The exercise - Filter the data below for the string "components" and copy each matching line.

Entries provided -
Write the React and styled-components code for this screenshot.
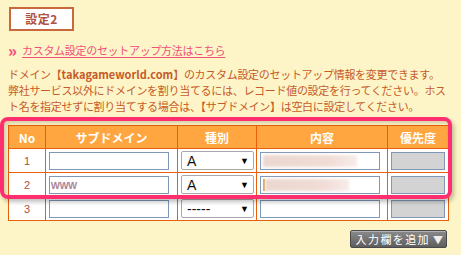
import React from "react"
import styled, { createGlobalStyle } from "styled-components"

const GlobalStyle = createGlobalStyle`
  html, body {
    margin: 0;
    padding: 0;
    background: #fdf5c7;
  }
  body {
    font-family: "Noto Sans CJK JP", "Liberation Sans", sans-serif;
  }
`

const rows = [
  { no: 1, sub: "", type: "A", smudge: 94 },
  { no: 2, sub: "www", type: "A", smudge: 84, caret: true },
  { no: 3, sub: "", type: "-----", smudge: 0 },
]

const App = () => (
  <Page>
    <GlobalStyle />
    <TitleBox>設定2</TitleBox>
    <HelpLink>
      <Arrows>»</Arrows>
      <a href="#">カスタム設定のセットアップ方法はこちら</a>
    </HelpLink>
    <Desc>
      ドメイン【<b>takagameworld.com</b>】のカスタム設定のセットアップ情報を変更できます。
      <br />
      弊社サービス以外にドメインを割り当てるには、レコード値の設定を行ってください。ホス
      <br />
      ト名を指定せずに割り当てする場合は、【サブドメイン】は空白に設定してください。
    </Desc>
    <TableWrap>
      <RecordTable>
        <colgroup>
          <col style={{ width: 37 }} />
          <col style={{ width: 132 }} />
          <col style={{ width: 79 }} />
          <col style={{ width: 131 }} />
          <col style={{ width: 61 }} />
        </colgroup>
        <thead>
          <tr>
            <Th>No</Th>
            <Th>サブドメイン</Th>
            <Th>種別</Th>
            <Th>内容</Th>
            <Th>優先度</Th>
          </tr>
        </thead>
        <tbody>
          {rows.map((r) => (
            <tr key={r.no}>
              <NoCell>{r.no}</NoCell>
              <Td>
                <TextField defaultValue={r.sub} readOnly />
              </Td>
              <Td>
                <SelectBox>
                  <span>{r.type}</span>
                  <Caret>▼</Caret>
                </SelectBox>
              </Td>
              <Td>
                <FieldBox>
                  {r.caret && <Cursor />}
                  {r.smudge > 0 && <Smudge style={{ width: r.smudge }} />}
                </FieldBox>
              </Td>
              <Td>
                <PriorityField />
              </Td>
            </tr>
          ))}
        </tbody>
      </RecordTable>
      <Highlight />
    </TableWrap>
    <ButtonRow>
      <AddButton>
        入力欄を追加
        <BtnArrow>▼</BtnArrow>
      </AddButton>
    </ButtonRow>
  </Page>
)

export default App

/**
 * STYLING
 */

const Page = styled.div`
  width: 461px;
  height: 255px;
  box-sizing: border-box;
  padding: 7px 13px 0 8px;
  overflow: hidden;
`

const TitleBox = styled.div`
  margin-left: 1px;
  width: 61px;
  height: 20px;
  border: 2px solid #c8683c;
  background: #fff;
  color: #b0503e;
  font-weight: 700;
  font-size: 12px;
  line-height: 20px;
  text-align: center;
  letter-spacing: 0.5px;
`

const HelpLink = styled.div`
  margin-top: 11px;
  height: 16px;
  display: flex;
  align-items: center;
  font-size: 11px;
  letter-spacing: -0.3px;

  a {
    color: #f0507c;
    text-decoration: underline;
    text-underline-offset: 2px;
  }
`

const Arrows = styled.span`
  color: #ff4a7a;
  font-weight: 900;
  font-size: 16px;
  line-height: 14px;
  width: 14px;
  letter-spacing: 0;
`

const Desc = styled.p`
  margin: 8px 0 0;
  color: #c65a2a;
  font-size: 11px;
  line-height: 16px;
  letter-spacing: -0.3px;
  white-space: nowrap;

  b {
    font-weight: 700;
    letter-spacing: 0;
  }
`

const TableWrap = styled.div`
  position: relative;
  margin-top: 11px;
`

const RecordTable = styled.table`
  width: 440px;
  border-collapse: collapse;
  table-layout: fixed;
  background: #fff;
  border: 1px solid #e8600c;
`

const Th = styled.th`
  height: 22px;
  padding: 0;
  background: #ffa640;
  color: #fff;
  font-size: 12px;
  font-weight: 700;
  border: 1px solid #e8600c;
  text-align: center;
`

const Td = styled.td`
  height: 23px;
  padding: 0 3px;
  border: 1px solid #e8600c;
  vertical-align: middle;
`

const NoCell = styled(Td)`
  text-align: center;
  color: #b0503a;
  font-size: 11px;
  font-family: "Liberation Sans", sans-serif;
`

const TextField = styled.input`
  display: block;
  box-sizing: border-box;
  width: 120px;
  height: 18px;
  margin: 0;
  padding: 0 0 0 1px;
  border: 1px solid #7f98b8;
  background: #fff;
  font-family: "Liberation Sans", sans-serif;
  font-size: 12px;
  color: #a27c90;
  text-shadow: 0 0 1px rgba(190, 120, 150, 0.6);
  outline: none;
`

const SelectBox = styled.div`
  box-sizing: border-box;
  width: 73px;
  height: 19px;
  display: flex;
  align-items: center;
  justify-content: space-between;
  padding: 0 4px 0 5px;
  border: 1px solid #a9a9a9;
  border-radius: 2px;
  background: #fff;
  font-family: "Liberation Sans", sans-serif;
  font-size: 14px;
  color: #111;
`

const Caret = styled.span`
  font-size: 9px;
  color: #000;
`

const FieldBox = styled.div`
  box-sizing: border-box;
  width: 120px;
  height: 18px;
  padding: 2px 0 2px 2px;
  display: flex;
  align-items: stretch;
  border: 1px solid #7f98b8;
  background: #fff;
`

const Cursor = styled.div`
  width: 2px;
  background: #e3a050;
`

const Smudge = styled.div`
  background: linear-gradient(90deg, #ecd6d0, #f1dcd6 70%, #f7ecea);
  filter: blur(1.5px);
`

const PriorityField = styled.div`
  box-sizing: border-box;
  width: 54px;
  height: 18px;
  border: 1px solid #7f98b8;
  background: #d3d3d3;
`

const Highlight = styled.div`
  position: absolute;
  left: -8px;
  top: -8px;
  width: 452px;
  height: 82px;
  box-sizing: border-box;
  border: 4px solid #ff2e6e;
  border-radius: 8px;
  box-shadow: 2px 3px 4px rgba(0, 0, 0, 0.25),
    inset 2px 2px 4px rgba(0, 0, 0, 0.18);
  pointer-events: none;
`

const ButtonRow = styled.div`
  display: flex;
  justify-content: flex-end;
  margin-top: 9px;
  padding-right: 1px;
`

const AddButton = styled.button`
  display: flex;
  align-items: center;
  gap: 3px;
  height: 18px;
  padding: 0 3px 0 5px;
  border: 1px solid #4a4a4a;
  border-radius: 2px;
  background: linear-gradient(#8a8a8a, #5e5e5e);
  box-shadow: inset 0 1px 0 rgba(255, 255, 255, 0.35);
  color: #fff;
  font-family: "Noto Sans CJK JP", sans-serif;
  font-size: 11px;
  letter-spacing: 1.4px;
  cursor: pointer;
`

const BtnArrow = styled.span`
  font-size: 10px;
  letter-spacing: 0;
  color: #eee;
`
--
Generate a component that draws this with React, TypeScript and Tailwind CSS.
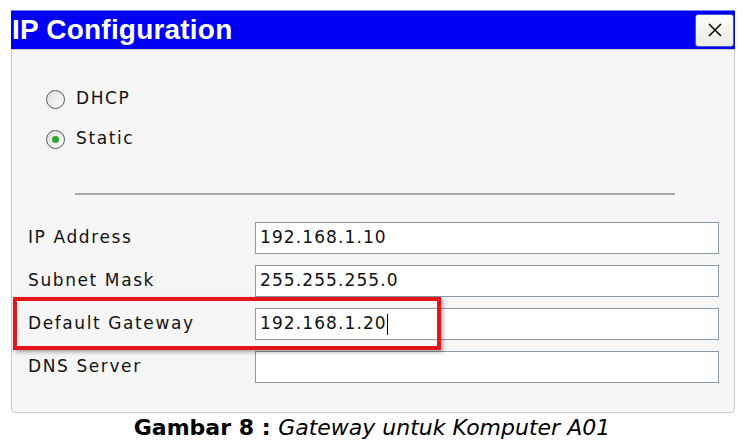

Correct response -
Write the React and styled-components code for this screenshot.
import styled, { createGlobalStyle } from "styled-components"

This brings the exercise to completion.